Exercise task:
Check each line of the listing, and copy it if it contains the word "page".

Data excerpt:
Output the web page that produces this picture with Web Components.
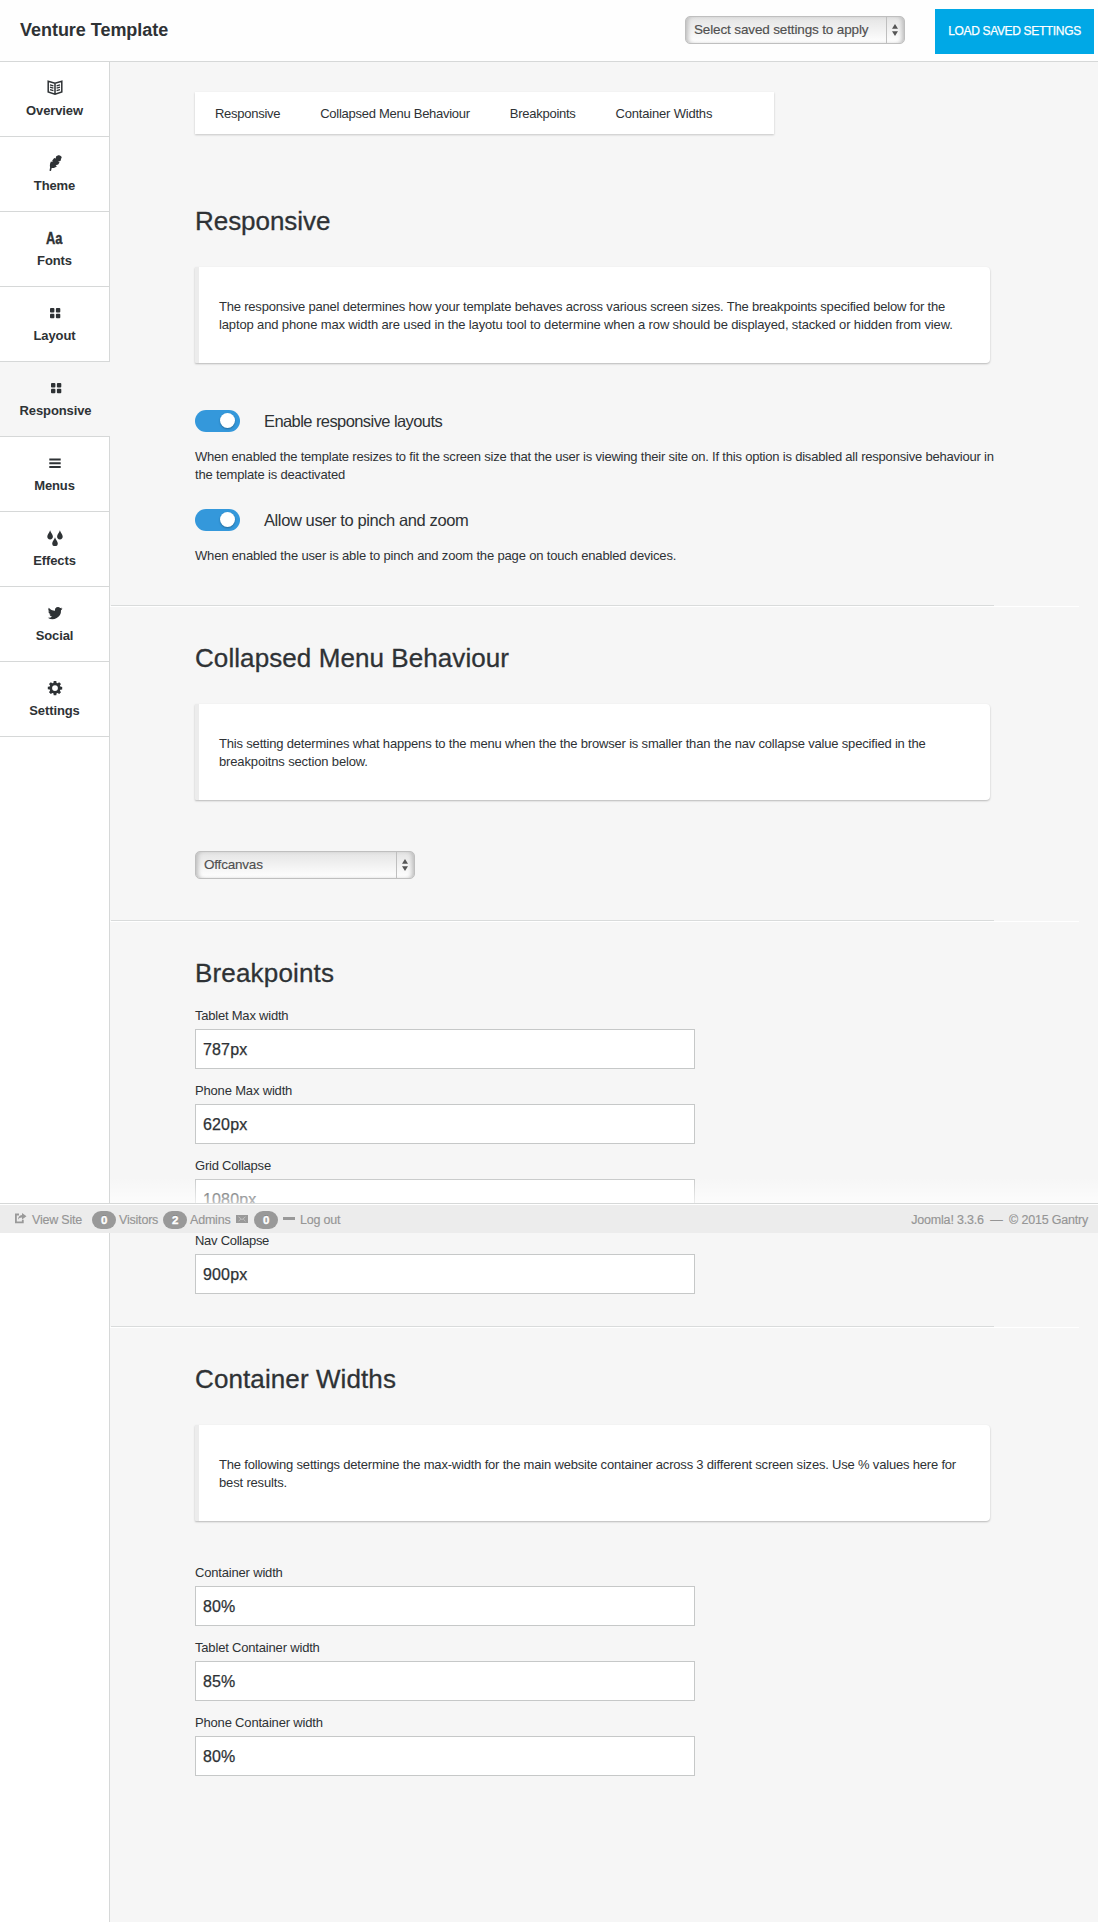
<!DOCTYPE html>
<html lang="en">
<head>
<meta charset="utf-8">
<title>Venture Template</title>
<style>
html,body{margin:0;padding:0}
body{width:1098px;height:1922px;overflow:hidden;background:#f6f6f6;color:#2e3235;font-family:"Liberation Sans",Arial,sans-serif;font-size:13px}
</style>
</head>
<body>
<app-shell></app-shell>
<script>
const define = (name, html) => customElements.define(name, class extends HTMLElement {
  connectedCallback() {
    if (this.shadowRoot) return;
    this.attachShadow({ mode: 'open' }).innerHTML = typeof html === 'function' ? html(this) : html;
  }
});

const icons = {
  book: '<g fill="none" stroke="currentColor" stroke-width="1.5"><path d="M8 3.2 1.2 1.3V12L8 14.3 14.8 12V1.3zM8 3.2V14"/><path stroke-width="1.3" d="M3 4.8l3.4 1M3 7.2l3.4 1M3 9.6l3.4 1M13 4.8l-3.4 1M13 7.2l-3.4 1M13 9.6l-3.4 1"/></g>',
  leaf: '<path d="M14 1.200C12.500-.2 10.300.2 9 1.800L8.700 3.400 7.200 3 5.300 5.400 5.500 6.900 3.900 6.600C2.900 8.500 2.600 10.500 3.100 12.200L2.500 15.800l1.500.2.7-3c2 .3 3.900-.4 5.200-1.700L8.600 10.200l2.600-.7 1.400-2.200-1.600-.5 2.300-.7c.7-.8.7-1.700.6-2.400 1-.6 1-1.800.1-2.500z"/>',
  grid: '<rect x="3" y="3" width="4.400" height="4.400" rx=".9"/><rect x="8.900" y="3" width="4.400" height="4.400" rx=".9"/><rect x="3" y="8.800" width="4.400" height="4.400" rx=".9"/><rect x="8.900" y="8.800" width="4.400" height="4.400" rx=".9"/>',
  menu: '<path d="M2.300 3.500h11.400v1.900H2.300zM2.300 7.300h11.400v1.900H2.300zM2.300 11h11.400v1.900H2.300z"/>',
  drops: '<path d="M3.100.3C3.700 3 5.900 4.400 5.900 6.600a2.800 2.800 0 0 1-5.600 0C.3 4.400 2.500 3 3.100.3zM12.900.3c.6 2.700 2.800 4.100 2.800 6.300a2.800 2.800 0 0 1-5.600 0c0-2.200 2.200-3.600 2.800-6.300zM8 7.300c.6 2.700 2.800 4.100 2.800 6.100a2.800 2.800 0 0 1-5.600 0c0-2 2.200-3.400 2.800-6.100z"/>',
  bird: '<path d="M15.500 3.500c-.5.300-1.100.4-1.700.5.600-.4 1-.9 1.300-1.600-.6.300-1.200.6-1.900.7a3 3 0 0 0-5.200 2.700C5.500 5.700 3.300 4.500 1.800 2.700a3 3 0 0 0 1 4c-.5 0-1-.2-1.400-.4 0 1.500 1 2.700 2.400 3-.4.100-.9.100-1.300.1.400 1.200 1.500 2 2.800 2.100A6.100 6.100 0 0 1 .8 12.700a8.500 8.500 0 0 0 13.200-7.500c.6-.4 1.100-1 1.500-1.700z"/>',
  gear: '<path fill-rule="evenodd" d="M6.700 1h2.600l.3 1.900 1 .4 1.600-1.100L14 4l-1.100 1.600.4 1 1.900.3v2.500l-1.900.3-.4 1L14 12.300 12.200 14l-1.600-1.100-1 .4-.3 1.900H6.700l-.3-1.900-1-.4L3.800 14 2 12.200l1.100-1.600-.4-1L.8 9.300V6.800l1.900-.3.4-1L2 3.900l1.800-1.700 1.600 1.100 1-.4zM8 5.200a2.900 2.900 0 1 0 0 5.800 2.900 2.900 0 0 0 0-5.800z"/>'
};

define('nav-item', el => `<style>
:host{display:block;box-sizing:border-box;width:109px;height:75px;border-bottom:1px solid #d6d8d8;background:#fff;text-align:center;color:#2e3235;overflow:hidden}
:host([active]){width:110px;background:#f6f6f6;padding-left:1px}
.i{height:16px;margin-top:18px;display:flex;justify-content:center;align-items:center;font:bold 16px/16px "Liberation Sans",sans-serif}
.i span{transform:scaleX(.8);padding-top:2px;-webkit-text-stroke:.4px}
svg{display:block;fill:currentColor}
.l{font:bold 13px/16px "Liberation Sans",sans-serif;letter-spacing:-.1px;margin-top:7px}
</style><div class="i">${el.getAttribute('icon') === 'aa' ? '<span>Aa</span>' : `<svg width="16" height="16" viewBox="0 0 16 16">${icons[el.getAttribute('icon')]}</svg>`}</div><div class="l"><slot></slot></div>`);

define('select-box', `<style>
:host{display:flex;box-sizing:border-box;width:220px;height:28px;border:1px solid #bfbfbf;border-radius:5px;background:linear-gradient(#e4e4e4,#fff);box-shadow:inset 4px 0 4px -2px #bdbdbd,inset -4px 0 4px -2px #bdbdbd;color:#505050;font-size:13.5px;line-height:26px;letter-spacing:var(--ls,0);-webkit-text-stroke:.15px}
.t{flex:1;padding-left:8px;white-space:nowrap}
.a{box-sizing:border-box;width:18px;padding-right:2px;border-left:1px solid #bfbfbf;display:flex;align-items:center;justify-content:center}
</style><div class="t"><slot></slot></div><div class="a"><svg width="8" height="12" viewBox="0 0 8 12" fill="#555"><path d="M4 0 7 4.800H1zM1 7.200h6L4 12z"/></svg></div>`);

define('top-bar', `<style>
:host{display:flex;box-sizing:border-box;height:62px;background:#fefefe;border-bottom:1px solid #d6d8d8;align-items:flex-start;padding-right:4px}
h1{margin:19px auto 0 20px;font-size:18px;line-height:22px;letter-spacing:-.03px}
select-box{margin-top:16px}
button{margin:9px 0 0 30px;width:159px;height:45px;border:0;padding:0 0 1px;background:#00a8e6;color:#fff;font:12px "Liberation Sans",sans-serif;letter-spacing:-.34px;-webkit-text-stroke:.25px;white-space:nowrap}
</style><h1>Venture Template</h1><select-box style="--ls:-.14px">Select saved settings to apply</select-box><button>LOAD SAVED SETTINGS</button>`);

define('tab-strip', `<style>
:host{display:flex;box-sizing:border-box;width:579px;height:42px;background:#fff;box-shadow:0 1px 2px rgba(0,0,0,.2);line-height:44px;letter-spacing:-.27px}
span{padding:0 20px;white-space:nowrap}
span:first-child{letter-spacing:-.33px}
span:last-child{letter-spacing:-.19px}
</style><span>Responsive</span><span>Collapsed Menu Behaviour</span><span>Breakpoints</span><span>Container Widths</span>`);

define('text-line', el => `<style>:host{display:block;white-space:nowrap;letter-spacing:${el.getAttribute('track')}px}</style><slot></slot>`);

define('info-panel', `<style>
:host{display:block;box-sizing:border-box;width:795px;height:96px;margin-top:31px;padding:31px 0 29px 20px;border-left:4px solid #ececec;border-radius:1px 4px 4px 1px;background:#fff;box-shadow:0 1px 2px rgba(0,0,0,.25);line-height:18px}
</style><slot></slot>`);

define('toggle-option', el => `<style>
:host{display:block;width:820px}
.r{display:flex;height:22px;align-items:center}
.s{box-sizing:border-box;width:45px;height:22px;border-radius:11px;background:#3498db;display:flex;align-items:center;justify-content:flex-end;padding:0 5px 1px 0}
.s i{width:15px;height:15px;border-radius:50%;background:#fff;box-shadow:0 1px 2px rgba(0,0,0,.3)}
.t{margin-left:24px;font-size:16.5px;line-height:22px;letter-spacing:${el.getAttribute('track')}px}
p{margin:16px 0 0;line-height:18px}
</style><div class="r"><div class="s"><i></i></div><div class="t">${el.getAttribute('label')}</div></div><p><slot></slot></p>`);

define('text-field', el => `<style>
:host{display:block;height:75px}
label{display:block;line-height:16px;height:21px;letter-spacing:${el.getAttribute('track') || -.22}px}
div{box-sizing:border-box;width:500px;height:40px;border:1px solid #c6c8c8;background:#fff;padding-left:7px;font-size:16px;line-height:39px;letter-spacing:.15px;-webkit-text-stroke:.25px}
</style><label>${el.getAttribute('label')}</label><div><slot></slot></div>`);

define('settings-section', el => `<style>
:host{display:block;box-sizing:border-box;padding-left:85px}
h2{margin:0;font-weight:400;font-size:26px;line-height:30px;white-space:nowrap;letter-spacing:${el.getAttribute('track')}px;-webkit-text-stroke:.3px}
</style><h2>${el.getAttribute('title-text')}</h2><slot></slot>`);

define('section-rule', `<style>
:host{display:block;width:969px;height:2px;background:linear-gradient(#d9dbdb,#d9dbdb) 1px 0/883px 1px no-repeat,linear-gradient(#fff,#fff) 0 1px/969px 1px no-repeat}
</style>`);

define('status-bar', `<style>
:host{display:flex;box-sizing:border-box;position:absolute;left:0;top:1203px;width:1098px;height:30px;background:#ececec;border-top:1px solid #d6d8d8;box-shadow:inset 0 1px #fff;color:#959595;font-size:12.5px;line-height:33px;align-items:flex-start;letter-spacing:-.2px;white-space:nowrap;-webkit-text-stroke:.15px}
.fade{position:absolute;left:110px;right:0;top:-27px;height:26px;background:linear-gradient(rgba(255,255,255,0),rgba(255,255,255,.68))}
b{display:block;width:24px;height:18px;border-radius:9px;margin-top:7px;background:#999;color:#fff;font-size:11.5px;line-height:18px;text-align:center;text-shadow:0 -1px rgba(0,0,0,.25);-webkit-text-stroke:.4px;flex:none}
svg{display:block;flex:none}
span{box-sizing:border-box}
.view{width:60px}
.visitors{width:47px;padding-left:3px}
.admins{width:49px;padding-left:3px}
.right{margin-left:auto;margin-right:10px;white-space:pre}
</style><div class="fade"></div>
<svg width="13" height="11" viewBox="0 0 13 11" style="margin:9px 5px 0 14px"><path d="M5 1.500H1.900V9.300H8.800V6.800" fill="none" stroke="#999" stroke-width="1.800"/><path fill="#999" d="M8 0l4.500 3.200L8 6.500V4.600C6 4.500 5 5.300 4 6.800 4 4 5.400 2.200 8 2z"/></svg>
<span class="view">View Site</span><b>0</b><span class="visitors">Visitors</span><b>2</b><span class="admins">Admins</span>
<svg width="12" height="8" viewBox="0 0 12 8" style="margin-top:11px"><path fill="#999" d="M0 0h12v8H0z"/><path d="M2.500 1.800 6 4.600 9.500 1.800M2.500 6.300 4.800 4M9.500 6.300 7.200 4" fill="none" stroke="#d0d0d0" stroke-width=".7"/></svg>
<b style="margin-left:6px">0</b><svg width="12" height="3" style="margin:13px 5px 0 5px"><path fill="#999" d="M0 0h12v3H0z"/></svg><span>Log out</span>
<span class="right">Joomla! 3.3.6 &nbsp;—&nbsp; © 2015 Gantry</span>`);

define('app-shell', `<style>
:host{display:block;position:relative;width:1098px;height:1922px;overflow:hidden}
.body{display:flex;height:1860px}
aside{box-sizing:border-box;width:110px;flex:none;background:#fff;border-right:1px solid #d6d8d8}
main{flex:1;display:flex;flex-direction:column}
tab-strip{margin:30px 0 0 85px}
</style>
<top-bar></top-bar>
<div class="body">
<aside>
<nav-item icon="book">Overview</nav-item><nav-item icon="leaf">Theme</nav-item><nav-item icon="aa">Fonts</nav-item><nav-item icon="grid">Layout</nav-item><nav-item icon="grid" active>Responsive</nav-item><nav-item icon="menu">Menus</nav-item><nav-item icon="drops">Effects</nav-item><nav-item icon="bird">Social</nav-item><nav-item icon="gear">Settings</nav-item>
</aside>
<main>
<tab-strip></tab-strip>
<settings-section title-text="Responsive" track="-.05" style="height:399px;margin-top:72px">
<info-panel><text-line track="-.2">The responsive panel determines how your template behaves across various screen sizes. The breakpoints specified below for the</text-line><text-line track="-.14">laptop and phone max width are used in the layotu tool to determine when a row should be displayed, stacked or hidden from view.</text-line></info-panel>
<toggle-option label="Enable responsive layouts" track="-.58" style="margin-top:47px;height:99px"><text-line track="-.204">When enabled the template resizes to fit the screen size that the user is viewing their site on. If this option is disabled all responsive behaviour in</text-line><text-line track="-.17">the template is deactivated</text-line></toggle-option>
<toggle-option label="Allow user to pinch and zoom" track="-.4"><text-line track="-.16">When enabled the user is able to pinch and zoom the page on touch enabled devices.</text-line></toggle-option>
</settings-section>
<section-rule></section-rule>
<settings-section title-text="Collapsed Menu Behaviour" track=".08" style="padding-top:36px;height:313px">
<info-panel><text-line track="-.18">This setting determines what happens to the menu when the the browser is smaller than the nav collapse value specified in the</text-line><text-line track="-.14">breakpoitns section below.</text-line></info-panel>
<select-box style="margin-top:51px;--ls:-.2px">Offcanvas</select-box>
</settings-section>
<section-rule></section-rule>
<settings-section title-text="Breakpoints" track=".17" style="padding-top:36px;height:404px">
<text-field label="Tablet Max width" style="margin-top:20px">787px</text-field><text-field label="Phone Max width" track="-.17">620px</text-field><text-field label="Grid Collapse">1080px</text-field><text-field label="Nav Collapse" track="-.27">900px</text-field>
</settings-section>
<section-rule></section-rule>
<settings-section title-text="Container Widths" track=".1" style="padding-top:36px">
<info-panel><text-line track="-.19">The following settings determine the max-width for the main website container across 3 different screen sizes. Use % values here for</text-line><text-line track="-.16">best results.</text-line></info-panel>
<text-field label="Container width" track="-.18" style="margin-top:44px">80%</text-field><text-field label="Tablet Container width" track="-.18">85%</text-field><text-field label="Phone Container width" track="-.18">80%</text-field>
</settings-section>
</main>
</div>
<status-bar></status-bar>`);
</script>
</body>
</html>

Final result:
Output the web page that produces this picture with Web Components.
<toggle-option label="Allow user to pinch and zoom" track="-.4"><text-line track="-.16">When enabled the user is able to pinch and zoom the page on touch enabled devices.</text-line></toggle-option>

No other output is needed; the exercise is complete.